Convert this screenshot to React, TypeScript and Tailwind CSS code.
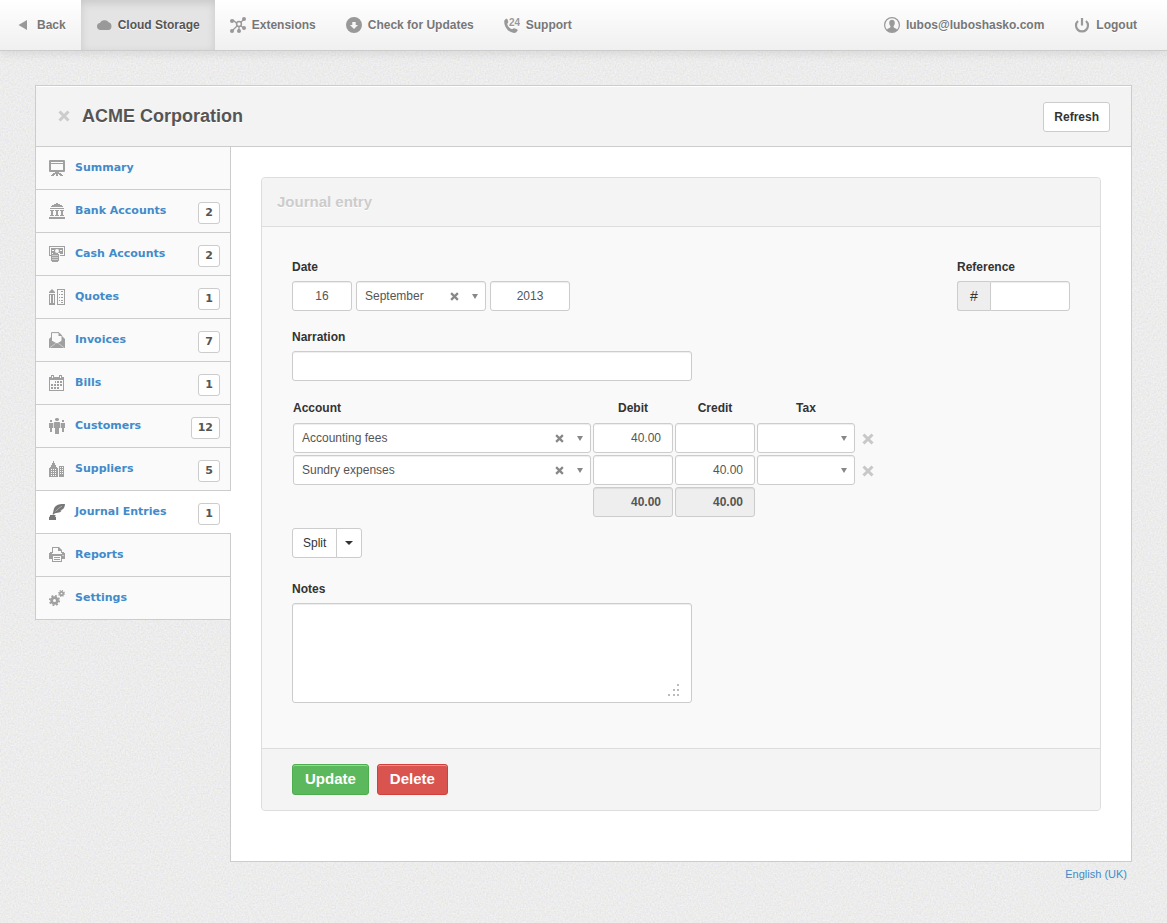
import * as React from "react";
import clsx from "clsx";

type IconProps = { className?: string; children: React.ReactNode };

function Icon({ className, children }: IconProps) {
  return (
    <svg
      viewBox="0 0 16 16"
      aria-hidden="true"
      className={clsx("h-4 w-4 shrink-0 fill-current", className)}
    >
      {children}
    </svg>
  );
}

const icons = {
  back: <path d="M12 3v10L3.500 8z" />,
  cloud: (
    <path d="M4 13a3.700 3.700 0 0 1-3-3.500A3.400 3.400 0 0 1 4 6a5 5 0 0 1 8.500-.8A4 4 0 0 1 15.500 9c0 2.500-1.300 4-3 4z" />
  ),
  extensions: (
    <>
      <path d="M3 3l5 4.500M14 2.500L8.500 7M2 14l6-6M9 14.500V8M14 11L8.500 7.500" fill="none" stroke="currentColor" strokeWidth="1.300" />
      <circle cx="2" cy="4" r="2" />
      <circle cx="14" cy="2" r="2" />
      <circle cx="2" cy="14" r="2" />
      <circle cx="9" cy="14" r="2" />
      <circle cx="14" cy="11" r="2" />
      <circle cx="9" cy="7" r="2.400" fill="#fafafa" stroke="currentColor" strokeWidth="1.500" />
    </>
  ),
  updates: (
    <path
      fillRule="evenodd"
      d="M8 0a8 8 0 1 1 0 16A8 8 0 0 1 8 0zM6.300 5v3H4l4 4 4-4H9.700V5z"
    />
  ),
  support: (
    <>
      <path d="M.3 3.500L2 1.800C2.800 1.300 3.500 2 3.800 3l.5 2c.1.800-1.200 1.300-1 2.200.5 2.200 2.200 3.800 4.200 4.800.9.400 1.700-1 2.500-.8l2.500.7c1 .4 1.500 1.100.8 2L12 15.500c-1.400.8-3.500.5-5.700-.7C2.700 12.800-.3 8 .3 3.500z" />
      <text x="5" y="8.500" fontSize="10" fontWeight="700" fontFamily="Liberation Sans, Arial, sans-serif">24</text>
    </>
  ),
  user: (
    <>
      <circle cx="8" cy="8" r="7.400" fill="none" stroke="currentColor" strokeWidth="1.200" />
      <path d="M8 2.800c2 0 2.900 1.400 2.800 3.200-.1 1.500-.7 2.500-1.200 3v1.200c.2.700 2.700 1 3.500 2.200C12 14.200 10 15 8 15s-4-.8-5.100-2.600c.8-1.200 3.300-1.500 3.500-2.200V9c-.5-.5-1.100-1.500-1.200-3C5.100 4.200 6 2.800 8 2.800z" />
    </>
  ),
  power: (
    <path d="M4 4a6 6 0 1 0 8 0M8 1v7.500" fill="none" stroke="currentColor" strokeWidth="2.200" />
  ),
  summary: (
    <path
      fillRule="evenodd"
      d="M1 0h14a1 1 0 0 1 1 1v10a1 1 0 0 1-1 1h-5v1h2v1h1v1h1v1h-3v-1h-1v-1H9v2H7v-2H6v1H5v1H2v-1h1v-1h1v-1h2v-1H1a1 1 0 0 1-1-1V1a1 1 0 0 1 1-1zM2 2v1h12V2zm0 2v6h12V4z"
    />
  ),
  bank: (
    <path d="M7 0h2v1h2v1h2v1h1v1H2V3h1V2h2V1h2zM1 5h14v1H1zM1 7h4v1H4v4h1v1H1v-1h1V8H1zM6 7h4v1H9v4h1v1H6v-1h1V8H6zM11 7h4v1h-1v4h1v1h-4v-1h1V8h-1zM0 14h16v2H0z" />
  ),
  cash: (
    <>
      <path fillRule="evenodd" d="M0 0h16v10h-5V9h4V1H1v8h1v1H0z" />
      <path fillRule="evenodd" d="M2 2h12v6h-3V7H3v1H2zM8 3a2 2 0 1 0 0 4 2 2 0 0 0 0-4zM3 4v1h2V4zm8 0v1h2V4z" />
      <path d="M4 7h5v1h1v7H9v1H3v-1H2V8h2z" />
      <path d="M3 9.500h6M3 11.500h6M3 13.500h6" stroke="#fafafa" strokeWidth=".5" />
    </>
  ),
  quotes: (
    <path
      fillRule="evenodd"
      d="M2.500 0h1v1h1v1h1v1h.5v1H0V3h.5V2h1V1h1zM0 5h6v11H0zm1 1v8h1V6zm3 0v8h1V6zM8 0h8v16H8zm1 1v14h6V1zM12 2h2v1h-2zM10 5h1v1h-1zM12 5h2v1h-2zM12 8h2v1h-2zM10 8h1v1h-1zM12 11h2v1h-2zM10 11h1v1h-1zM12 13h2v1h-2z"
    />
  ),
  invoices: (
    <>
      <path d="M0 7l2-2h12l2 2v9H0z" />
      <path d="M2.500.6H10L13 4v5l-5 3-5.500-3z" fill="#fafafa" stroke="currentColor" strokeWidth="1" />
      <path d="M9.500.5V4H13z" />
      <path d="M.5 16l6-4.500M15.500 16l-6-4.500" fill="none" stroke="#fafafa" strokeWidth=".5" />
    </>
  ),
  bills: (
    <path
      fillRule="evenodd"
      d="M2 0h3v2h5V0h3v2h2v14H0V2h2zM3 1v2h1V1zm8 0v2h1V1zM1 5v10h13V5zM6 6h1v2H6zM8 6h2v2H8zM11 6h2v2h-2zM2 9h2v2H2zM5 9h2v2H5zM8 9h2v2H8zM11 9h2v2h-2zM2 12h2v2H2zM5 12h2v2H5zM8 12h2v2H8z"
    />
  ),
  customers: (
    <path d="M7 0h2v.5h1v2H9V3H7v-.5H6v-2h1zM5.500 4h5l.8 1v5H10v6H6v-6H4.700V5zM1 2h2v2H1zM0 5h4v5H3v4H1v-4H0zM13 2h2v2h-2zM12 5h4v5h-1v4h-2v-4h-1z" />
  ),
  suppliers: (
    <path
      fillRule="evenodd"
      d="M4 0h1v2h1v2h1v2h1v1h1v9H0V7h1V6h1V4h1V2h1zM2 8v1h1V8zm2 0v1h1V8zm2 0v1h1V8zm-4 2v1h1v-1zm2 0v1h1v-1zm2 0v1h1v-1zm-4 2v1h1v-1zm2 0v1h1v-1zm2 0v1h1v-1zm-4 2v1h1v-1zm2 0v1h1v-1zm2 0v1h1v-1zM10 5h5v11h-5zm1 1v1h1V6zm2 0v1h1V6zm-2 2v1h1V8zm2 0v1h1V8zm-2 2v1h1v-1zm2 0v1h1v-1zm-2 2v1h1v-1zm2 0v1h1v-1z"
    />
  ),
  journal: (
    <>
      <path d="M16 0c-4-.2-8 .3-10.200 3C4.500 4.800 4.800 7 3.500 10.500h1.300C5.500 9.300 6.300 9 8.500 8.800c2.500-.2 3.500-1.300 4.200-2.300h-1.500l3-1.500C15.500 3.500 15.800 2 16 0z" />
      <path d="M6.500 7.500c2-2.500 4-4 6.500-5.200" fill="none" stroke="#fff" strokeWidth=".4" />
      <path d="M1 11h5.500v1H6v.500l1 .5v3H0v-3l1-.5z" />
    </>
  ),
  reports: (
    <path
      fillRule="evenodd"
      d="M3 0h7l3 3v3h-1V4H9V1H4v5H3zM1 5h2v2h10V5h2v1h1v6h-3v3H3v-3H0V6h1zm3 4v5h8V9zm1 1h6v1H5zm0 2h6v1H5zm8.500-4v1h1V8z"
    />
  ),
  settings: (
    <>
      <circle cx="5.500" cy="10.500" r="2.900" fill="none" stroke="currentColor" strokeWidth="2.800" />
      <circle cx="5.500" cy="10.500" r="4.700" fill="none" stroke="currentColor" strokeWidth="1.800" strokeDasharray="1.850 1.840" />
      <circle cx="12.500" cy="3.500" r="1.700" fill="none" stroke="currentColor" strokeWidth="1.700" />
      <circle cx="12.500" cy="3.500" r="2.900" fill="none" stroke="currentColor" strokeWidth="1.300" strokeDasharray="1.140 1.138" />
    </>
  ),
};

type IconName = keyof typeof icons;

const NAV_ITEMS: { label: string; icon: IconName; count?: number }[] = [
  { label: "Summary", icon: "summary" },
  { label: "Bank Accounts", icon: "bank", count: 2 },
  { label: "Cash Accounts", icon: "cash", count: 2 },
  { label: "Quotes", icon: "quotes", count: 1 },
  { label: "Invoices", icon: "invoices", count: 7 },
  { label: "Bills", icon: "bills", count: 1 },
  { label: "Customers", icon: "customers", count: 12 },
  { label: "Suppliers", icon: "suppliers", count: 5 },
  { label: "Journal Entries", icon: "journal", count: 1 },
  { label: "Reports", icon: "reports" },
  { label: "Settings", icon: "settings" },
];

const LINES = [
  { account: "Accounting fees", debit: "40.00", credit: "" },
  { account: "Sundry expenses", debit: "", credit: "40.00" },
];

const field =
  "h-[30px] rounded-[3px] border border-[#ccc] bg-white text-xs text-[#555] shadow-[inset_0_1px_1px_rgba(0,0,0,0.075)] outline-none focus:border-[#66afe9]";
const plainButton =
  "h-[30px] border border-[#ccc] bg-white text-xs text-[#333] hover:bg-[#ebebeb]";

function TopLink({ icon, label, active }: { icon: IconName; label: string; active?: boolean }) {
  return (
    <a
      href="#"
      className={clsx(
        "flex h-[50px] items-center gap-1.5 px-[15px] whitespace-nowrap",
        active
          ? "bg-[#e4e4e4] text-[#555] shadow-[inset_0_3px_8px_rgba(0,0,0,0.125)]"
          : "text-[#777]",
      )}
    >
      <Icon className="text-[#999]">{icons[icon]}</Icon>
      {label}
    </a>
  );
}

function Cross({ className }: { className?: string }) {
  return (
    <svg viewBox="0 0 12 12" aria-hidden="true" className={className}>
      <path d="M1.500 1.500l9 9M10.500 1.500l-9 9" fill="none" stroke="currentColor" strokeWidth="3" />
    </svg>
  );
}

function Picker({ label, value, clearable, className }: {
  label: string;
  value?: string;
  clearable?: boolean;
  className?: string;
}) {
  return (
    <div className={clsx("relative", className)}>
      <select aria-label={label} defaultValue={value} className={clsx(field, "block w-full appearance-none pr-10 pl-2 text-[#444]")}>
        <option>{value}</option>
      </select>
      {clearable && (
        <button type="button" aria-label={`Clear ${label}`} className="absolute top-[11px] right-[27px] text-[#888]">
          <Cross className="h-[9px] w-[9px]" />
        </button>
      )}
      <svg viewBox="0 0 6 5" aria-hidden="true" className="pointer-events-none absolute top-[13px] right-2 h-[5px] w-1.5 fill-[#888]">
        <path d="M0 0h6L3 5z" />
      </svg>
    </div>
  );
}

function Grain() {
  return (
    <svg aria-hidden="true" className="absolute inset-0 -z-10 h-full w-full">
      <filter id="grain" x="0" y="0" width="100%" height="100%" colorInterpolationFilters="sRGB">
        <feTurbulence type="fractalNoise" baseFrequency="0.6" numOctaves="2" seed="4" />
        <feColorMatrix values="0.08 0.05 0 0 0.860  0.05 0.08 0 0 0.860  0.05 0 0.08 0 0.860  0 0 0 0 1" />
      </filter>
      <rect width="100%" height="100%" filter="url(#grain)" />
    </svg>
  );
}

function TopBar() {
  return (
    <nav className="flex border-b border-[#ccc] bg-gradient-to-b from-white to-[#f0f0f0] text-xs font-bold shadow-[0_2px_10px_rgba(0,0,0,0.1)] [text-shadow:0_1px_0_#fff]">
      <TopLink icon="back" label="Back" />
      <TopLink icon="cloud" label="Cloud Storage" active />
      <TopLink icon="extensions" label="Extensions" />
      <TopLink icon="updates" label="Check for Updates" />
      <TopLink icon="support" label="Support" />
      <div className="mr-[15px] ml-auto flex">
        <TopLink icon="user" label="lubos@luboshasko.com" />
        <TopLink icon="power" label="Logout" />
      </div>
    </nav>
  );
}

function Sidebar({ current }: { current: string }) {
  return (
    <nav className="w-[195px] shrink-0 self-start border-l border-[#ccc]">
      {NAV_ITEMS.map((item) => {
        const active = item.label === current;
        return (
          <a
            key={item.label}
            href="#"
            className={clsx(
              "flex h-[43px] items-center gap-2.5 border-b border-[#ccc] pl-[13px] font-[DejaVu_Sans,Verdana,sans-serif] text-[11px] font-bold text-[#428bca]",
              // the open section covers the divider to the content pane
              active ? "relative -mr-px bg-white pr-[11px]" : "bg-[#fafafa] pr-2.5",
            )}
          >
            <Icon className={active ? "text-[#777]" : "text-[#a0a0a0]"}>{icons[item.icon]}</Icon>
            {item.label}
            {item.count !== undefined && (
              <span className="mt-1 ml-auto h-[22px] rounded-[3px] border border-[#ccc] bg-white px-1.5 leading-5 text-[#555]">
                {item.count}
              </span>
            )}
          </a>
        );
      })}
    </nav>
  );
}

function LinesTable() {
  const cell = "p-px";
  const heading = "p-px align-top leading-5";
  return (
    <table className="mt-4 border-collapse text-xs">
      <thead>
        <tr className="h-[25px] text-[#333]">
          <th className={clsx(heading, "w-[300px] text-left")}>Account</th>
          <th className={clsx(heading, "w-[82px]")}>Debit</th>
          <th className={clsx(heading, "w-[82px]")}>Credit</th>
          <th className={clsx(heading, "w-[100px]")}>Tax</th>
          <td />
        </tr>
      </thead>
      <tbody>
        {LINES.map((line) => (
          <tr key={line.account}>
            <td className={cell}>
              <Picker label="Account" value={line.account} clearable />
            </td>
            <td className={cell}>
              <input aria-label="Debit" defaultValue={line.debit} className={clsx(field, "block w-20 px-[11px] text-right")} />
            </td>
            <td className={cell}>
              <input aria-label="Credit" defaultValue={line.credit} className={clsx(field, "block w-20 px-[11px] text-right")} />
            </td>
            <td className={cell}>
              <Picker label="Tax" />
            </td>
            <td className="pt-0.5 pl-1.5">
              <button type="button" aria-label="Remove line" className="block text-[#c8c8c8] hover:text-[#999]">
                <Cross className="h-3 w-3" />
              </button>
            </td>
          </tr>
        ))}
        <tr>
          <td />
          {["Total debit", "Total credit"].map((label) => (
            <td key={label} className={cell}>
              <input
                aria-label={label}
                readOnly
                value="40.00"
                className="block h-[30px] w-20 rounded-[3px] border border-[#ccc] bg-[#eee] px-[11px] text-right font-bold text-[#555] shadow-[inset_0_1px_1px_rgba(0,0,0,0.075)]"
              />
            </td>
          ))}
        </tr>
      </tbody>
    </table>
  );
}

function JournalEntryForm() {
  const label = "mb-1 block text-xs leading-5 font-bold text-[#333]";
  return (
    <form className="rounded border border-[#ddd] bg-[#f9f9f9]" onSubmit={(event) => event.preventDefault()}>
      <h2 className="rounded-t border-b border-[#ddd] bg-[#f4f4f4] px-[15px] text-[15px] leading-[48px] font-bold text-[#ccc] [text-shadow:0_1px_0_#fff]">
        Journal entry
      </h2>
      <div className="px-[30px] pt-[30px] pb-[45px]">
        <div className="flex justify-between">
          <div>
            <label htmlFor="day" className={label}>Date</label>
            <div className="flex gap-1">
              <input id="day" defaultValue="16" className={clsx(field, "w-[60px] text-center")} />
              <Picker label="Month" value="September" clearable className="w-[130px]" />
              <input aria-label="Year" defaultValue="2013" className={clsx(field, "w-20 text-center")} />
            </div>
          </div>
          <div>
            <label htmlFor="reference" className={label}>Reference</label>
            <div className="flex">
              <span className="flex h-[30px] w-[33px] items-center justify-center rounded-l-[3px] border border-r-0 border-[#ccc] bg-[#eee] text-sm text-[#333]">
                #
              </span>
              <input id="reference" className={clsx(field, "w-20 rounded-l-none px-2")} />
            </div>
          </div>
        </div>
        <div className="mt-4">
          <label htmlFor="narration" className={label}>Narration</label>
          <input id="narration" className={clsx(field, "block w-full max-w-[400px] px-2")} />
        </div>
        <LinesTable />
        <div className="mt-2.5 flex">
          <button type="button" className={clsx(plainButton, "rounded-l-[3px] px-2.5")}>Split</button>
          <button type="button" aria-label="Split options" className={clsx(plainButton, "-ml-px rounded-r-[3px] px-2")}>
            <svg viewBox="0 0 8 4" aria-hidden="true" className="h-1 w-2 fill-[#333]">
              <path d="M0 0h8L4 4z" />
            </svg>
          </button>
        </div>
        <div className="mt-[21px]">
          <label htmlFor="notes" className={label}>Notes</label>
          <div className="relative max-w-[400px]">
            <textarea id="notes" className={clsx(field, "block h-[100px] w-full resize-none p-2")} />
            <svg viewBox="0 0 12 12" aria-hidden="true" className="pointer-events-none absolute right-3 bottom-[7px] h-3 w-3 fill-[#bbb]">
              <path d="M9 0h2v2H9zM5 5h2v2H5zM9 5h2v2H9zM0 10h2v2H0zM5 10h2v2H5zM9 10h2v2H9z" />
            </svg>
          </div>
        </div>
      </div>
      <div className="flex gap-2 rounded-b border-t border-[#ddd] bg-[#f4f4f4] px-[30px] py-[15px] text-[15px] font-bold text-white">
        <button type="submit" className="h-[31px] rounded-[3px] border border-[#4cae4c] bg-[#5cb85c] px-3 shadow-[inset_0_1px_0_rgba(255,255,255,0.4)]">
          Update
        </button>
        <button type="button" className="h-[31px] rounded-[3px] border border-[#d43f3a] bg-[#d9534f] px-3 shadow-[inset_0_1px_0_rgba(255,255,255,0.4)]">
          Delete
        </button>
      </div>
    </form>
  );
}

export default function App() {
  return (
    <div className="relative isolate min-h-screen bg-[#ebebeb] font-[Liberation_Sans,Arial,sans-serif]">
      <Grain />
      <TopBar />
      <div className="mx-[35px] mt-[34px]">
        <header className="flex items-start border border-[#ccc] bg-[#f3f3f3] pt-4 pr-[21px] pb-3.5 pl-[22px] shadow-[inset_0_1px_0_#fff]">
          <button type="button" aria-label="Close business" className="mt-2 text-[#ccc] hover:text-[#999]">
            <Cross className="h-3 w-3" />
          </button>
          <h1 className="ml-3 text-lg leading-7 font-bold text-[#555] [text-shadow:0_1px_0_#fff]">ACME Corporation</h1>
          <button type="button" className={clsx(plainButton, "ml-auto rounded-[3px] px-2.5 font-bold")}>Refresh</button>
        </header>
        <div className="flex">
          <Sidebar current="Journal Entries" />
          <main className="min-w-0 flex-1 border border-t-0 border-[#ccc] bg-white px-[30px] pt-[30px] pb-[50px]">
            <JournalEntryForm />
          </main>
        </div>
        <footer className="pt-1 pr-[5px] text-right text-[11px] leading-4">
          <a href="#" className="text-[#428bca] hover:underline">English (UK)</a>
        </footer>
      </div>
    </div>
  );
}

= Objective =
Everything from the top line of the data down to and including the line with "string; children: React.ReactNode" is to be copied, except the pictures.

= Output below =
Convert this screenshot to React, TypeScript and Tailwind CSS code.
import * as React from "react";
import clsx from "clsx";

type IconProps = { className?: string; children: React.ReactNode };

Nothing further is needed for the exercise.